-- Dataset extract start --
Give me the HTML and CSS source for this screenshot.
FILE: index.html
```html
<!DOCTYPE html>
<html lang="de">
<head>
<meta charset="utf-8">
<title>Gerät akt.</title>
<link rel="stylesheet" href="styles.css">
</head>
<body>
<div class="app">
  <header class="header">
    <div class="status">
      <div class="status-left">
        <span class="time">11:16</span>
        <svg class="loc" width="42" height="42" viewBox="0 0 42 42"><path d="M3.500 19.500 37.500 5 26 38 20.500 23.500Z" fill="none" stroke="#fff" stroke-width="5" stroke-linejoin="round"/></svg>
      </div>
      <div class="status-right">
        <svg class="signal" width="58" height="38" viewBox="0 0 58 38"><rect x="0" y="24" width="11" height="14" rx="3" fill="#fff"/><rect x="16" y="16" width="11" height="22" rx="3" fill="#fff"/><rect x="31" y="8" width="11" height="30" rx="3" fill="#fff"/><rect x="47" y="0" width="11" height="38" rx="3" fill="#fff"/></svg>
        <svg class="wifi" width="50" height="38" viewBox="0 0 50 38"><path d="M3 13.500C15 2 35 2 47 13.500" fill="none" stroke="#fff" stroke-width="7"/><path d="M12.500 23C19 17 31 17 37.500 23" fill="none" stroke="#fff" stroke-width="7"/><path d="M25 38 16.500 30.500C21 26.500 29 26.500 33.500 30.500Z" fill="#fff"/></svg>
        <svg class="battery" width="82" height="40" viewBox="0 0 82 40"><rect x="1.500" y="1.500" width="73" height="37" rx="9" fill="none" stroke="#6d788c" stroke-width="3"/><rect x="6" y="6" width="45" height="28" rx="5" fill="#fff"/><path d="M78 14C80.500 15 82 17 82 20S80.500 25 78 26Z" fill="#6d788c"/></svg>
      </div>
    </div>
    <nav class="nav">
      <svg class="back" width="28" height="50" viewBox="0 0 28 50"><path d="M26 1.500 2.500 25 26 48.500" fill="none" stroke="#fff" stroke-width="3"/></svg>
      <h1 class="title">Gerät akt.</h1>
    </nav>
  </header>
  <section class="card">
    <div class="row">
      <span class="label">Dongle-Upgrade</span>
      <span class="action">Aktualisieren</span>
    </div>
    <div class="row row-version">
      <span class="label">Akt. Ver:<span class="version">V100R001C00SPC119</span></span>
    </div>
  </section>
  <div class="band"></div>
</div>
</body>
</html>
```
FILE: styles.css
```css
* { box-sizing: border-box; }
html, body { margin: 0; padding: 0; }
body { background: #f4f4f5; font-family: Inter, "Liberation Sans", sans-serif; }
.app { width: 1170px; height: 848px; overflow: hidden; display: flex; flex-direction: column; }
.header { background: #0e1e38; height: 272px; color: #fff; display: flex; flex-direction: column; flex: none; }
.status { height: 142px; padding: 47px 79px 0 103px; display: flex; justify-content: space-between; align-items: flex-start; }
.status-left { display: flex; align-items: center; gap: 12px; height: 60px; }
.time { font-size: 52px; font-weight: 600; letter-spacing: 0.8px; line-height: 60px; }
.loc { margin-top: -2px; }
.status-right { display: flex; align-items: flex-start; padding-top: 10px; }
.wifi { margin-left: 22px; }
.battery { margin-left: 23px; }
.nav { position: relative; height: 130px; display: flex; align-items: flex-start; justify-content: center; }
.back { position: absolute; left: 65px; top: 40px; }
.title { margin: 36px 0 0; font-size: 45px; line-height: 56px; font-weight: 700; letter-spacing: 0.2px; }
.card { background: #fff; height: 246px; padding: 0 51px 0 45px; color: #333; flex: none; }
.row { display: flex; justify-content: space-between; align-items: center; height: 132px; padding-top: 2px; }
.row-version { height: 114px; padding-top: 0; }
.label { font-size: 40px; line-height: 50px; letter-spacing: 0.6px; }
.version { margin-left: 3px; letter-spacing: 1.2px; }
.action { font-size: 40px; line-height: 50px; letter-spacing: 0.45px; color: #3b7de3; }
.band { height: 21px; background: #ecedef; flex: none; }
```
-- Dataset extract end --
-- Dataset extract start --
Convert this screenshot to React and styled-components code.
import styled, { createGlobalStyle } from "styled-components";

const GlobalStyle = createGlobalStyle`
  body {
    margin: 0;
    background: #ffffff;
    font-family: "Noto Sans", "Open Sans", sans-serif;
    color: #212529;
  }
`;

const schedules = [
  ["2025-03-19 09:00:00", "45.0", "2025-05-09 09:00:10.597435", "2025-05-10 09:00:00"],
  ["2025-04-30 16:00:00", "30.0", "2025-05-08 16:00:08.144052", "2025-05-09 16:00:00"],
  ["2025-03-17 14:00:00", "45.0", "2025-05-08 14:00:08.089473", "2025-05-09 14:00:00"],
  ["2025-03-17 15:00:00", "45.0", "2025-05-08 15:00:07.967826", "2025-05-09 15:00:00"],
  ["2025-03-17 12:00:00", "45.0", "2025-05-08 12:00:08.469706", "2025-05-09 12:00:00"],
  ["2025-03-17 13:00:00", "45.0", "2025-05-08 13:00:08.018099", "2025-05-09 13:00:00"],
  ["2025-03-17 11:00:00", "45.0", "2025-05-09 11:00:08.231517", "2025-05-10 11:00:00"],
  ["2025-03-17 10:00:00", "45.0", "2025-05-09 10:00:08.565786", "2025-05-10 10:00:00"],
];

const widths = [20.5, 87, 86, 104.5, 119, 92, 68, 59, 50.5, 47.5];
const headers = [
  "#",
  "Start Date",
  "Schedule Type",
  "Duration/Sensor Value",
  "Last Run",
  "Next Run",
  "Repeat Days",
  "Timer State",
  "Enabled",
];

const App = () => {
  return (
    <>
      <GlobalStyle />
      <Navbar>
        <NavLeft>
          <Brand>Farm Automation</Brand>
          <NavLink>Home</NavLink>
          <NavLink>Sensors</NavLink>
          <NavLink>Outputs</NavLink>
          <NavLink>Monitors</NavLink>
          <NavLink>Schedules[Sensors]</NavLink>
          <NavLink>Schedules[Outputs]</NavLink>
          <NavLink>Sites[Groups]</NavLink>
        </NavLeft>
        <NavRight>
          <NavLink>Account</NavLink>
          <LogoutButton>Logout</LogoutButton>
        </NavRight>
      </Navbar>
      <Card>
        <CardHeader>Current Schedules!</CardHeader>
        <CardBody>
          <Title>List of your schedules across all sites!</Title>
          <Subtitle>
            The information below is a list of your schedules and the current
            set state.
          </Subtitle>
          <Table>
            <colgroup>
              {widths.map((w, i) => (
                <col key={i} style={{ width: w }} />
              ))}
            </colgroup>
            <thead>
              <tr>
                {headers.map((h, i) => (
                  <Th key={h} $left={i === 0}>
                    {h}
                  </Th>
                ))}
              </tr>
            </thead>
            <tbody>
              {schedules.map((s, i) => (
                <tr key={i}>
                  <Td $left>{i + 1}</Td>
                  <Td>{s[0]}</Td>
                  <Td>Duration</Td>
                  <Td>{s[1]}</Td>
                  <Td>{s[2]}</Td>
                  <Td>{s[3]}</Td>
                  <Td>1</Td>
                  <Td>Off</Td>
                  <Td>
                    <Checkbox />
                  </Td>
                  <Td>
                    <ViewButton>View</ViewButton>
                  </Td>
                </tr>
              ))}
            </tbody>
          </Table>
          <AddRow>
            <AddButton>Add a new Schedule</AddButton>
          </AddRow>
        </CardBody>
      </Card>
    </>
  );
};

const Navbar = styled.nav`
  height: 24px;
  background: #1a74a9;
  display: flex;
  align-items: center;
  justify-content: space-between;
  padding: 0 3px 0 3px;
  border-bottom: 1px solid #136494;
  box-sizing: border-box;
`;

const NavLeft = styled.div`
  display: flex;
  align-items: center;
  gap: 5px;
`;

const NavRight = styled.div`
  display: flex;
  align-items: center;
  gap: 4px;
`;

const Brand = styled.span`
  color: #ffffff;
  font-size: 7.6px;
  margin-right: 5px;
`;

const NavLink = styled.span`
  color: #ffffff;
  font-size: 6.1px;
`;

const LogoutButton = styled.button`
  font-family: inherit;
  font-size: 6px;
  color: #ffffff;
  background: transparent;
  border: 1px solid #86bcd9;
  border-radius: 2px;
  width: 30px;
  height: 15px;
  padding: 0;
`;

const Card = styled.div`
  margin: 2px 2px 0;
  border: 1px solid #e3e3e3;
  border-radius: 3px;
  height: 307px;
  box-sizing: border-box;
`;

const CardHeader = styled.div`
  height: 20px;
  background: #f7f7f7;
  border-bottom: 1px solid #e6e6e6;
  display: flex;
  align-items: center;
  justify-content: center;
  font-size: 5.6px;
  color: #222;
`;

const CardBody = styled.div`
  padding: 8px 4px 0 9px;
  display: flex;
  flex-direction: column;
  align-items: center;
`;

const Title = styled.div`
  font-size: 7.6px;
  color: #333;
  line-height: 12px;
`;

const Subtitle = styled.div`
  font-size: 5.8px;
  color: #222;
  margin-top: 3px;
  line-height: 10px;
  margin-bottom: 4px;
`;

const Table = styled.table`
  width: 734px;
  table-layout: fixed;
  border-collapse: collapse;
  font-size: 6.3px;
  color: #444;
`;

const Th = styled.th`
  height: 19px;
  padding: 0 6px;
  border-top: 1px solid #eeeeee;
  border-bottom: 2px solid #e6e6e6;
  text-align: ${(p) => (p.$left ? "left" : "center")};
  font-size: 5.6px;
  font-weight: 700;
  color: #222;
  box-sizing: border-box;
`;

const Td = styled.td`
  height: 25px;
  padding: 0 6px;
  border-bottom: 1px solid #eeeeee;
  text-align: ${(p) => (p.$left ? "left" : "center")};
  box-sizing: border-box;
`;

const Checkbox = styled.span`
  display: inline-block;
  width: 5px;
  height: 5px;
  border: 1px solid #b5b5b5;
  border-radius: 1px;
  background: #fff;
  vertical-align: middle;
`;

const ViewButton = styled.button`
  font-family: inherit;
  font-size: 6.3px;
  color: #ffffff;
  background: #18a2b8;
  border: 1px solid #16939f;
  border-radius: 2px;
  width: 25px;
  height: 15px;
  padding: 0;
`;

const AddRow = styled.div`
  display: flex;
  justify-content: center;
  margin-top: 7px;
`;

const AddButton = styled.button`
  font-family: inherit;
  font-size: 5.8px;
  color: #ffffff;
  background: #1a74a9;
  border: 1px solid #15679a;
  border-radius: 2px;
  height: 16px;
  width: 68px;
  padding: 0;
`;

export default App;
-- Dataset extract end --
-- Dataset extract start --
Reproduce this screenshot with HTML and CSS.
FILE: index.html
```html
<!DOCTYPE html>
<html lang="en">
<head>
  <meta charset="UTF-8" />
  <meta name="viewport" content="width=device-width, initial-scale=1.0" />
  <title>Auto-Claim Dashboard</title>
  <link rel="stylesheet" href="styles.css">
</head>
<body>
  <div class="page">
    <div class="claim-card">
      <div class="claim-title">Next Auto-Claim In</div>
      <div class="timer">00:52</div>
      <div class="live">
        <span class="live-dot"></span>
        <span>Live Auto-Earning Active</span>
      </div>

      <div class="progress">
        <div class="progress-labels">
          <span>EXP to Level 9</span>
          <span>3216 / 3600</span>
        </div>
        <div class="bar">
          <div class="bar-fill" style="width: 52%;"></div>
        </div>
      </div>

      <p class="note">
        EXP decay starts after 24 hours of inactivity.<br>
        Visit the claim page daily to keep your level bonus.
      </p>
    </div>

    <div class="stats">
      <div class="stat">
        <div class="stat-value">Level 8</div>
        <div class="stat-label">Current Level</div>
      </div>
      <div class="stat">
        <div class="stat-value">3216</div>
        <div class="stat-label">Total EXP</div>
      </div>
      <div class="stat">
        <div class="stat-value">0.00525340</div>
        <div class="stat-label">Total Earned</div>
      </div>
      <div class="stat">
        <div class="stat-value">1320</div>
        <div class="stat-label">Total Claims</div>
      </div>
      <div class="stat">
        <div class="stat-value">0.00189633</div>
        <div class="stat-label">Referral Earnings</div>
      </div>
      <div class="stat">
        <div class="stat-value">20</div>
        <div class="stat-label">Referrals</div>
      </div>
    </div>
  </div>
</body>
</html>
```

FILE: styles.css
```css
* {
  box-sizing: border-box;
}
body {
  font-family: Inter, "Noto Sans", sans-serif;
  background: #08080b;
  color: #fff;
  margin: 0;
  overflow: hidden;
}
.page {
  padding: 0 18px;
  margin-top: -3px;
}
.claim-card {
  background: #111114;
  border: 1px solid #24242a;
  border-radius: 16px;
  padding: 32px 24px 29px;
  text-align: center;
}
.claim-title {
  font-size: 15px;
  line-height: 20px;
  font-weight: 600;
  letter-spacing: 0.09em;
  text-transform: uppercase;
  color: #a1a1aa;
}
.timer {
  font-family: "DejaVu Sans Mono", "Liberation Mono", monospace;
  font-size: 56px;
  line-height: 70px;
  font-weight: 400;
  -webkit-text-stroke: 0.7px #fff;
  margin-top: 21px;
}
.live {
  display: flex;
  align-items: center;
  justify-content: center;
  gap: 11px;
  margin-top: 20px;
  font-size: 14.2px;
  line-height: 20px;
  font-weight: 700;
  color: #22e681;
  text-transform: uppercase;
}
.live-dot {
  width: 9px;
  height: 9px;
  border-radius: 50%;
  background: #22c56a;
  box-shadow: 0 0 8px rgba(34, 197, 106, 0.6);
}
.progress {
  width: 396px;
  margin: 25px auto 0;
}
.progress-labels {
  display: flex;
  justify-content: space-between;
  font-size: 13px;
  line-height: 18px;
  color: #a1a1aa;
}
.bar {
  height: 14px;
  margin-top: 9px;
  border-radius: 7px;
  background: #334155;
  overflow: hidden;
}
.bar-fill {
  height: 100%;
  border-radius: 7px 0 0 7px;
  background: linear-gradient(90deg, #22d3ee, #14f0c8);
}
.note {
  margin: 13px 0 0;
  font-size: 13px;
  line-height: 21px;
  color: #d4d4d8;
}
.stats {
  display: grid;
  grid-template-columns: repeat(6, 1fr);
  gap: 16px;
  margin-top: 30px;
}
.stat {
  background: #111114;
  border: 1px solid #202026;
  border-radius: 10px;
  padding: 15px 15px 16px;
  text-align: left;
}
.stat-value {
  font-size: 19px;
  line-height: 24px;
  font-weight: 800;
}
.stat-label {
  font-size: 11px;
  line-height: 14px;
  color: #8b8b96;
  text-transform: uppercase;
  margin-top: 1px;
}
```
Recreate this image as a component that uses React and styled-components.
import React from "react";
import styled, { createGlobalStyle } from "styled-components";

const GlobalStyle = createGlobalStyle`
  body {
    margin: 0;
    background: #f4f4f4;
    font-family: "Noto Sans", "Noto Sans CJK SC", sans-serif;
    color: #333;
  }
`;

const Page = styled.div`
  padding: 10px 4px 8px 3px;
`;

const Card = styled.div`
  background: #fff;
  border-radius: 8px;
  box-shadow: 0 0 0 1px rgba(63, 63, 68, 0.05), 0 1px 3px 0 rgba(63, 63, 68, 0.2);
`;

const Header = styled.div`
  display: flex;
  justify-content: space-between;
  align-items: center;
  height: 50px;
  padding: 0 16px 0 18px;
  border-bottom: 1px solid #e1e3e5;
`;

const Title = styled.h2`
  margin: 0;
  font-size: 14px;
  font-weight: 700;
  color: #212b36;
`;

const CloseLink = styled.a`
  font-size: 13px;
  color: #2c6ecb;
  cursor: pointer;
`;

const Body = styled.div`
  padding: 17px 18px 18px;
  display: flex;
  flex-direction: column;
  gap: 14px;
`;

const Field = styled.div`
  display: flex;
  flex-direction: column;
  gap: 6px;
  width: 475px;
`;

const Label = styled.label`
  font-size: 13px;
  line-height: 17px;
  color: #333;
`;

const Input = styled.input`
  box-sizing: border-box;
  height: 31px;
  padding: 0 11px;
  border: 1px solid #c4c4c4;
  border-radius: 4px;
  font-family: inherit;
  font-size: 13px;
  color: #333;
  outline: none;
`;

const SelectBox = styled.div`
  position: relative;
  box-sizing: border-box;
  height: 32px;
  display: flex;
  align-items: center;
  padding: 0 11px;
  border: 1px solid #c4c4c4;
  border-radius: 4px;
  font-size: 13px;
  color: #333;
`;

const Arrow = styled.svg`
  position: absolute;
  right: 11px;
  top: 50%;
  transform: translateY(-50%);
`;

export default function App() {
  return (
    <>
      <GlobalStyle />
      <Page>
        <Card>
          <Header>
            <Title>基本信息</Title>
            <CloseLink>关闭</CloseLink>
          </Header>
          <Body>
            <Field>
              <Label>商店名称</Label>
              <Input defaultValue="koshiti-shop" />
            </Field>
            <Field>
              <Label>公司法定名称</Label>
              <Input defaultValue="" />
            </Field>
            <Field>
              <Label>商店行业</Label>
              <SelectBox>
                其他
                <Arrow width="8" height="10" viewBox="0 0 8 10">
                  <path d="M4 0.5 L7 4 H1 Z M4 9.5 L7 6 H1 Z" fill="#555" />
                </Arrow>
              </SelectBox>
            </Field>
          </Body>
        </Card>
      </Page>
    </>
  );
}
-- Dataset extract end --
Task to complete.
Select and copy every line of the listing with the word "screenshot".

Solution for this exercise.
Give me the HTML and CSS source for this screenshot.
Convert this screenshot to React and styled-components code.
Reproduce this screenshot with HTML and CSS.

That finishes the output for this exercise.